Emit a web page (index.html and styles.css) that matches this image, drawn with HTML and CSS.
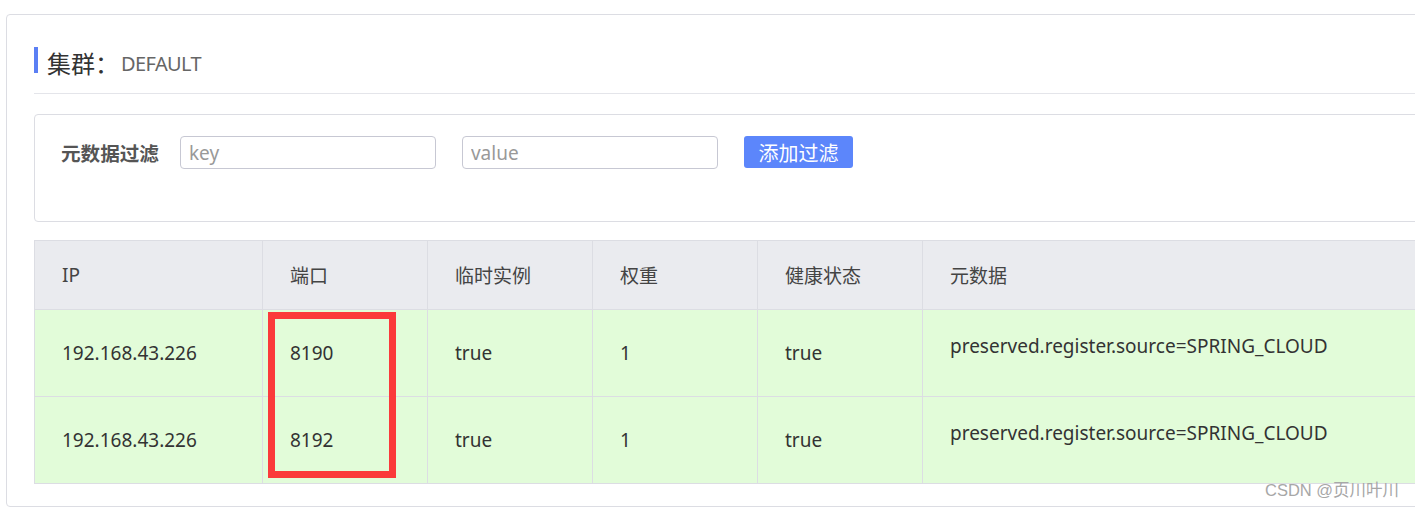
FILE: index.html
```html
<!DOCTYPE html>
<html lang="zh">
<head>
<meta charset="utf-8">
<link rel="stylesheet" href="styles.css">
</head>
<body>
<div class="page">
  <div class="card">
    <div class="title">
      <span class="title-bar"></span>
      <span class="title-main">集群：</span>
      <span class="title-name">DEFAULT</span>
    </div>
    <div class="sep"></div>
    <div class="filter">
      <span class="filter-label">元数据过滤</span>
      <input class="filter-input" type="text" placeholder="key">
      <input class="filter-input" type="text" placeholder="value">
      <button class="btn">添加过滤</button>
    </div>
    <div class="table-wrap">
      <table class="grid">
        <colgroup>
          <col class="c-ip"><col class="c-n"><col class="c-n"><col class="c-n"><col class="c-n"><col>
        </colgroup>
        <thead>
          <tr><th>IP</th><th>端口</th><th>临时实例</th><th>权重</th><th>健康状态</th><th>元数据</th></tr>
        </thead>
        <tbody>
          <tr><td>192.168.43.226</td><td>8190</td><td>true</td><td>1</td><td>true</td><td class="meta">preserved.register.source=SPRING_CLOUD</td></tr>
          <tr><td>192.168.43.226</td><td>8192</td><td>true</td><td>1</td><td>true</td><td class="meta">preserved.register.source=SPRING_CLOUD</td></tr>
        </tbody>
      </table>
      <div class="highlight"></div>
    </div>
  </div>
  <div class="watermark">CSDN @页川叶川</div>
</div>
</body>
</html>
```
FILE: styles.css
```css
html, body {
  margin: 0;
  padding: 0;
  background: #fff;
  overflow: hidden;
}
body {
  font-family: "Noto Sans", "Noto Sans CJK SC", sans-serif;
  color: #333;
}
.page {
  position: relative;
  padding: 14px 0 0 6px;
  height: 493px;
}
.card {
  box-sizing: border-box;
  width: 1600px;
  height: 493px;
  border: 1px solid #dcdde3;
  border-radius: 4px;
  padding: 32px 0 0 27px;
}
.title {
  display: flex;
  align-items: center;
  height: 26px;
}
.title-bar {
  width: 4px;
  height: 26px;
  background: #5b7ff4;
  margin-right: 9px;
}
.title-main {
  font-size: 24px;
  color: #333;
  margin-top: 4px;
}
.title-name {
  font-size: 20px;
  letter-spacing: -0.6px;
  color: #666;
  margin-top: 6px;
  margin-left: 2px;
}
.sep {
  height: 1px;
  background: #e4e5ea;
  margin-top: 20px;
}
.filter {
  box-sizing: border-box;
  margin-top: 20px;
  height: 108px;
  border: 1px solid #dcdde3;
  border-radius: 4px;
  display: flex;
  align-items: flex-start;
  padding: 21px 0 0 26px;
}
.filter-label {
  font-size: 19.6px;
  font-weight: bold;
  color: #555;
  height: 33px;
  line-height: 36px;
  margin-right: 21px;
}
.filter-input {
  box-sizing: border-box;
  width: 256px;
  height: 33px;
  border: 1px solid #c7c8d3;
  border-radius: 4px;
  padding: 0 8px;
  font-family: inherit;
  font-size: 19px;
  margin: 0 26px 0 0;
  outline: none;
}
.filter-input::placeholder {
  color: #999;
}
.btn {
  box-sizing: border-box;
  width: 109px;
  height: 32px;
  border: none;
  border-radius: 3px;
  background: #5c86fb;
  color: #fff;
  font-family: inherit;
  font-size: 20px;
  padding: 0;
  margin: 0;
}
.table-wrap {
  position: relative;
  margin-top: 18px;
}
.grid {
  border-collapse: collapse;
  width: 1500px;
  table-layout: fixed;
  font-size: 19px;
}
.c-ip { width: 228px; }
.c-n { width: 165px; }
.grid th, .grid td {
  border: 1px solid #dcdde3;
  text-align: left;
  padding: 0 0 0 27px;
  font-weight: normal;
  color: #333;
}
.grid th {
  background: #eaebef;
  height: 68px;
  color: #444;
}
.grid td {
  background: #e2fcd9;
  height: 86px;
}
.grid td.meta {
  vertical-align: top;
  padding-top: 23px;
  height: 63px;
}
.highlight {
  position: absolute;
  left: 234px;
  top: 72px;
  width: 128px;
  height: 166px;
  box-sizing: border-box;
  border: 7px solid #fb3a3a;
}
.watermark {
  position: absolute;
  left: 1265px;
  top: 477px;
  font-size: 16.5px;
  color: #a7a7a7;
  font-family: "Liberation Sans", "Noto Sans CJK SC", sans-serif;
}
```
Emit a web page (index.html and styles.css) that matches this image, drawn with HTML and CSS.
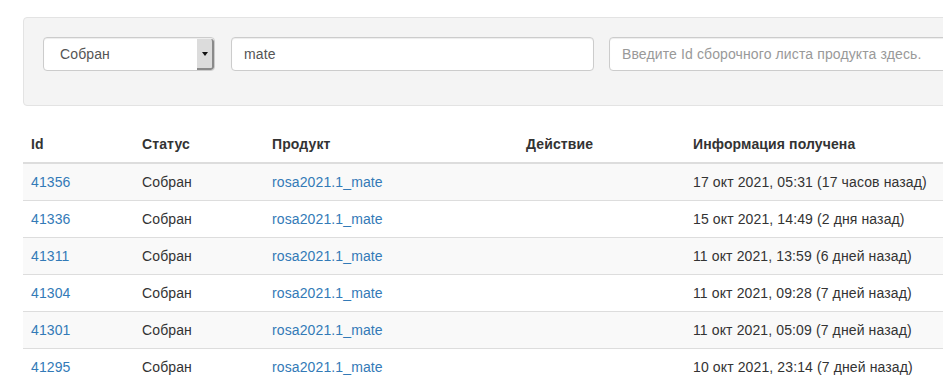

§ **Task goal**:
From the material above, reproduce everything verbatim except the pictures.

§ **Written answer**:
Emit a web page (index.html and styles.css) that matches this image, drawn with HTML and CSS.
FILE: index.html
```html
<!DOCTYPE html>
<html lang="zh">
<head>
<meta charset="utf-8">
<link rel="stylesheet" href="styles.css">
</head>
<body>
<div class="page">
  <div class="card">
    <div class="title">
      <span class="title-bar"></span>
      <span class="title-main">集群：</span>
      <span class="title-name">DEFAULT</span>
    </div>
    <div class="sep"></div>
    <div class="filter">
      <span class="filter-label">元数据过滤</span>
      <input class="filter-input" type="text" placeholder="key">
      <input class="filter-input" type="text" placeholder="value">
      <button class="btn">添加过滤</button>
    </div>
    <div class="table-wrap">
      <table class="grid">
        <colgroup>
          <col class="c-ip"><col class="c-n"><col class="c-n"><col class="c-n"><col class="c-n"><col>
        </colgroup>
        <thead>
          <tr><th>IP</th><th>端口</th><th>临时实例</th><th>权重</th><th>健康状态</th><th>元数据</th></tr>
        </thead>
        <tbody>
          <tr><td>192.168.43.226</td><td>8190</td><td>true</td><td>1</td><td>true</td><td class="meta">preserved.register.source=SPRING_CLOUD</td></tr>
          <tr><td>192.168.43.226</td><td>8192</td><td>true</td><td>1</td><td>true</td><td class="meta">preserved.register.source=SPRING_CLOUD</td></tr>
        </tbody>
      </table>
      <div class="highlight"></div>
    </div>
  </div>
  <div class="watermark">CSDN @页川叶川</div>
</div>
</body>
</html>
```
FILE: styles.css
```css
html, body {
  margin: 0;
  padding: 0;
  background: #fff;
  overflow: hidden;
}
body {
  font-family: "Noto Sans", "Noto Sans CJK SC", sans-serif;
  color: #333;
}
.page {
  position: relative;
  padding: 14px 0 0 6px;
  height: 493px;
}
.card {
  box-sizing: border-box;
  width: 1600px;
  height: 493px;
  border: 1px solid #dcdde3;
  border-radius: 4px;
  padding: 32px 0 0 27px;
}
.title {
  display: flex;
  align-items: center;
  height: 26px;
}
.title-bar {
  width: 4px;
  height: 26px;
  background: #5b7ff4;
  margin-right: 9px;
}
.title-main {
  font-size: 24px;
  color: #333;
  margin-top: 4px;
}
.title-name {
  font-size: 20px;
  letter-spacing: -0.6px;
  color: #666;
  margin-top: 6px;
  margin-left: 2px;
}
.sep {
  height: 1px;
  background: #e4e5ea;
  margin-top: 20px;
}
.filter {
  box-sizing: border-box;
  margin-top: 20px;
  height: 108px;
  border: 1px solid #dcdde3;
  border-radius: 4px;
  display: flex;
  align-items: flex-start;
  padding: 21px 0 0 26px;
}
.filter-label {
  font-size: 19.6px;
  font-weight: bold;
  color: #555;
  height: 33px;
  line-height: 36px;
  margin-right: 21px;
}
.filter-input {
  box-sizing: border-box;
  width: 256px;
  height: 33px;
  border: 1px solid #c7c8d3;
  border-radius: 4px;
  padding: 0 8px;
  font-family: inherit;
  font-size: 19px;
  margin: 0 26px 0 0;
  outline: none;
}
.filter-input::placeholder {
  color: #999;
}
.btn {
  box-sizing: border-box;
  width: 109px;
  height: 32px;
  border: none;
  border-radius: 3px;
  background: #5c86fb;
  color: #fff;
  font-family: inherit;
  font-size: 20px;
  padding: 0;
  margin: 0;
}
.table-wrap {
  position: relative;
  margin-top: 18px;
}
.grid {
  border-collapse: collapse;
  width: 1500px;
  table-layout: fixed;
  font-size: 19px;
}
.c-ip { width: 228px; }
.c-n { width: 165px; }
.grid th, .grid td {
  border: 1px solid #dcdde3;
  text-align: left;
  padding: 0 0 0 27px;
  font-weight: normal;
  color: #333;
}
.grid th {
  background: #eaebef;
  height: 68px;
  color: #444;
}
.grid td {
  background: #e2fcd9;
  height: 86px;
}
.grid td.meta {
  vertical-align: top;
  padding-top: 23px;
  height: 63px;
}
.highlight {
  position: absolute;
  left: 234px;
  top: 72px;
  width: 128px;
  height: 166px;
  box-sizing: border-box;
  border: 7px solid #fb3a3a;
}
.watermark {
  position: absolute;
  left: 1265px;
  top: 477px;
  font-size: 16.5px;
  color: #a7a7a7;
  font-family: "Liberation Sans", "Noto Sans CJK SC", sans-serif;
}
```
Emit a web page (index.html and styles.css) that matches this image, drawn with HTML and CSS.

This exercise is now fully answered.